## Short task
Copy out the whole listing exactly as written, leaving the pictures behind.

## Available data
───

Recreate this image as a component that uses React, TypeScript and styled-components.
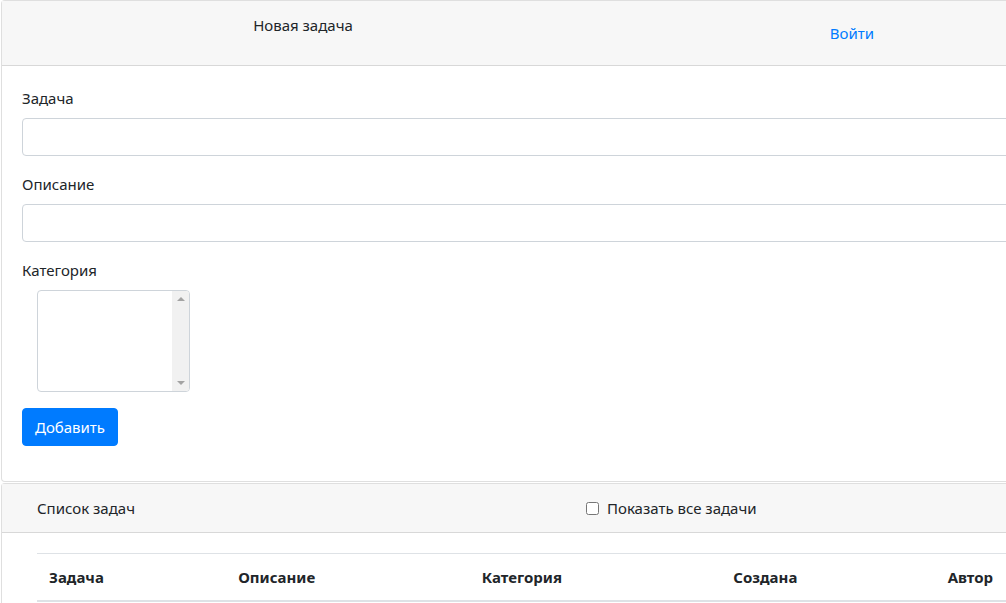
import React from "react";
import styled, { createGlobalStyle } from "styled-components";

const Global = createGlobalStyle`
  html, body { margin: 0; padding: 0; overflow: hidden; background: #fff; }
  body {
    font-family: "Noto Sans", "Open Sans", sans-serif;
    font-size: 15px;
    line-height: 24px;
    color: #212529;
  }
  * { box-sizing: border-box; }
`;

const Page = styled.div`
  width: 1200px;
  padding-left: 1px;
  display: flex;
  flex-direction: column;
  gap: 1px;
`;

const Card = styled.section`
  border: 1px solid rgba(0, 0, 0, 0.125);
  border-radius: 4px;
  background: #fff;
  display: flex;
  flex-direction: column;
`;

const CardHeader = styled.header`
  background: #f7f7f7;
  border-bottom: 1px solid rgba(0, 0, 0, 0.125);
  padding: 12px 20px;
`;

const TopNav = styled.div`
  display: grid;
  grid-template-columns: 562px 536px;
  align-items: start;
`;

const Title = styled.div`
  text-align: center;
  line-height: 24px;
`;

const NavLink = styled.a`
  display: block;
  text-align: center;
  padding: 8px 16px;
  color: #007bff;
  text-decoration: none;
  line-height: 24px;
`;

const CardBody = styled.div<{ $extra?: number }>`
  padding: 20px 20px ${(p) => 20 + (p.$extra ?? 0)}px;
`;

const FormGroup = styled.div`
  display: flex;
  flex-direction: column;
  margin-bottom: 16px;
`;

const Label = styled.label`
  display: block;
  margin-bottom: 8px;
  line-height: 24px;
`;

const Input = styled.input`
  display: block;
  width: 100%;
  height: 38px;
  padding: 6px 12px;
  border: 1px solid #ced4da;
  border-radius: 4px;
  font: inherit;
  background: #fff;
`;

const ListBox = styled.div`
  margin-left: 15px;
  width: 153px;
  height: 102px;
  border: 1px solid #ced4da;
  border-radius: 4px;
  background: #fff;
  display: flex;
  justify-content: flex-end;
  overflow: hidden;
`;

const ScrollTrack = styled.div`
  width: 17px;
  background: #f1f1f1;
  display: flex;
  flex-direction: column;
  justify-content: space-between;
  align-items: center;
  padding: 6px 0 6px;
`;

const Arrow = styled.span<{ $down?: boolean }>`
  width: 0;
  height: 0;
  border-left: 4px solid transparent;
  border-right: 4px solid transparent;
  ${(p) =>
    p.$down
      ? "border-top: 4px solid #a3a3a3;"
      : "border-bottom: 4px solid #a3a3a3;"}
`;

const Button = styled.button`
  align-self: flex-start;
  width: 96px;
  height: 38px;
  padding: 6px 0;
  border: 1px solid #007bff;
  border-radius: 4px;
  background: #007bff;
  color: #fff;
  font: inherit;
  line-height: 24px;
`;

const ListHeader = styled.div`
  display: grid;
  grid-template-columns: 549px 1fr;
  padding: 0 15px;
  line-height: 24px;
`;

const CheckLabel = styled.label`
  display: flex;
  align-items: center;
  gap: 8px;
`;

const Check = styled.input`
  margin: 0;
  width: 13px;
  height: 13px;
`;

const TableWrap = styled.div`
  padding: 0 15px;
`;

const Table = styled.table`
  width: 1100px;
  border-collapse: collapse;
  table-layout: fixed;
`;

const Th = styled.th<{ $w: number }>`
  width: ${(p) => p.$w}px;
  text-align: left;
  font-weight: 700;
  padding: 12px;
  line-height: 22px;
  border-top: 1px solid #dee2e6;
  border-bottom: 2px solid #dee2e6;
`;

const Form = styled.form`
  display: flex;
  flex-direction: column;
`;

export default function App() {
  return (
    <>
      <Global />
      <Page>
        <Card>
          <CardHeader>
            <TopNav>
              <Title>Новая задача</Title>
              <NavLink href="#">Войти</NavLink>
            </TopNav>
          </CardHeader>
          <CardBody $extra={15}>
            <Form onSubmit={(e) => e.preventDefault()}>
              <FormGroup>
                <Label>Задача</Label>
                <Input type="text" />
              </FormGroup>
              <FormGroup>
                <Label>Описание</Label>
                <Input type="text" />
              </FormGroup>
              <FormGroup>
                <Label>Категория</Label>
                <ListBox>
                  <ScrollTrack>
                    <Arrow />
                    <Arrow $down />
                  </ScrollTrack>
                </ListBox>
              </FormGroup>
              <Button type="submit">Добавить</Button>
            </Form>
          </CardBody>
        </Card>
        <Card>
          <CardHeader>
            <ListHeader>
              <span>Список задач</span>
              <CheckLabel>
                <Check type="checkbox" />
                Показать все задачи
              </CheckLabel>
            </ListHeader>
          </CardHeader>
          <CardBody>
            <TableWrap>
              <Table>
                <thead>
                  <tr>
                    <Th $w={188}>Задача</Th>
                    <Th $w={242}>Описание</Th>
                    <Th $w={250}>Категория</Th>
                    <Th $w={213}>Создана</Th>
                    <Th $w={200}>Автор</Th>
                  </tr>
                </thead>
              </Table>
            </TableWrap>
          </CardBody>
        </Card>
      </Page>
    </>
  );
}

───

## Right answer
Recreate this image as a component that uses React, TypeScript and styled-components.
import React from "react";
import styled, { createGlobalStyle } from "styled-components";

const Global = createGlobalStyle`
  html, body { margin: 0; padding: 0; overflow: hidden; background: #fff; }
  body {
    font-family: "Noto Sans", "Open Sans", sans-serif;
    font-size: 15px;
    line-height: 24px;
    color: #212529;
  }
  * { box-sizing: border-box; }
`;

const Page = styled.div`
  width: 1200px;
  padding-left: 1px;
  display: flex;
  flex-direction: column;
  gap: 1px;
`;

const Card = styled.section`
  border: 1px solid rgba(0, 0, 0, 0.125);
  border-radius: 4px;
  background: #fff;
  display: flex;
  flex-direction: column;
`;

const CardHeader = styled.header`
  background: #f7f7f7;
  border-bottom: 1px solid rgba(0, 0, 0, 0.125);
  padding: 12px 20px;
`;

const TopNav = styled.div`
  display: grid;
  grid-template-columns: 562px 536px;
  align-items: start;
`;

const Title = styled.div`
  text-align: center;
  line-height: 24px;
`;

const NavLink = styled.a`
  display: block;
  text-align: center;
  padding: 8px 16px;
  color: #007bff;
  text-decoration: none;
  line-height: 24px;
`;

const CardBody = styled.div<{ $extra?: number }>`
  padding: 20px 20px ${(p) => 20 + (p.$extra ?? 0)}px;
`;

const FormGroup = styled.div`
  display: flex;
  flex-direction: column;
  margin-bottom: 16px;
`;

const Label = styled.label`
  display: block;
  margin-bottom: 8px;
  line-height: 24px;
`;

const Input = styled.input`
  display: block;
  width: 100%;
  height: 38px;
  padding: 6px 12px;
  border: 1px solid #ced4da;
  border-radius: 4px;
  font: inherit;
  background: #fff;
`;

const ListBox = styled.div`
  margin-left: 15px;
  width: 153px;
  height: 102px;
  border: 1px solid #ced4da;
  border-radius: 4px;
  background: #fff;
  display: flex;
  justify-content: flex-end;
  overflow: hidden;
`;

const ScrollTrack = styled.div`
  width: 17px;
  background: #f1f1f1;
  display: flex;
  flex-direction: column;
  justify-content: space-between;
  align-items: center;
  padding: 6px 0 6px;
`;

const Arrow = styled.span<{ $down?: boolean }>`
  width: 0;
  height: 0;
  border-left: 4px solid transparent;
  border-right: 4px solid transparent;
  ${(p) =>
    p.$down
      ? "border-top: 4px solid #a3a3a3;"
      : "border-bottom: 4px solid #a3a3a3;"}
`;

const Button = styled.button`
  align-self: flex-start;
  width: 96px;
  height: 38px;
  padding: 6px 0;
  border: 1px solid #007bff;
  border-radius: 4px;
  background: #007bff;
  color: #fff;
  font: inherit;
  line-height: 24px;
`;

const ListHeader = styled.div`
  display: grid;
  grid-template-columns: 549px 1fr;
  padding: 0 15px;
  line-height: 24px;
`;

const CheckLabel = styled.label`
  display: flex;
  align-items: center;
  gap: 8px;
`;

const Check = styled.input`
  margin: 0;
  width: 13px;
  height: 13px;
`;

const TableWrap = styled.div`
  padding: 0 15px;
`;

const Table = styled.table`
  width: 1100px;
  border-collapse: collapse;
  table-layout: fixed;
`;

const Th = styled.th<{ $w: number }>`
  width: ${(p) => p.$w}px;
  text-align: left;
  font-weight: 700;
  padding: 12px;
  line-height: 22px;
  border-top: 1px solid #dee2e6;
  border-bottom: 2px solid #dee2e6;
`;

const Form = styled.form`
  display: flex;
  flex-direction: column;
`;

export default function App() {
  return (
    <>
      <Global />
      <Page>
        <Card>
          <CardHeader>
            <TopNav>
              <Title>Новая задача</Title>
              <NavLink href="#">Войти</NavLink>
            </TopNav>
          </CardHeader>
          <CardBody $extra={15}>
            <Form onSubmit={(e) => e.preventDefault()}>
              <FormGroup>
                <Label>Задача</Label>
                <Input type="text" />
              </FormGroup>
              <FormGroup>
                <Label>Описание</Label>
                <Input type="text" />
              </FormGroup>
              <FormGroup>
                <Label>Категория</Label>
                <ListBox>
                  <ScrollTrack>
                    <Arrow />
                    <Arrow $down />
                  </ScrollTrack>
                </ListBox>
              </FormGroup>
              <Button type="submit">Добавить</Button>
            </Form>
          </CardBody>
        </Card>
        <Card>
          <CardHeader>
            <ListHeader>
              <span>Список задач</span>
              <CheckLabel>
                <Check type="checkbox" />
                Показать все задачи
              </CheckLabel>
            </ListHeader>
          </CardHeader>
          <CardBody>
            <TableWrap>
              <Table>
                <thead>
                  <tr>
                    <Th $w={188}>Задача</Th>
                    <Th $w={242}>Описание</Th>
                    <Th $w={250}>Категория</Th>
                    <Th $w={213}>Создана</Th>
                    <Th $w={200}>Автор</Th>
                  </tr>
                </thead>
              </Table>
            </TableWrap>
          </CardBody>
        </Card>
      </Page>
    </>
  );
}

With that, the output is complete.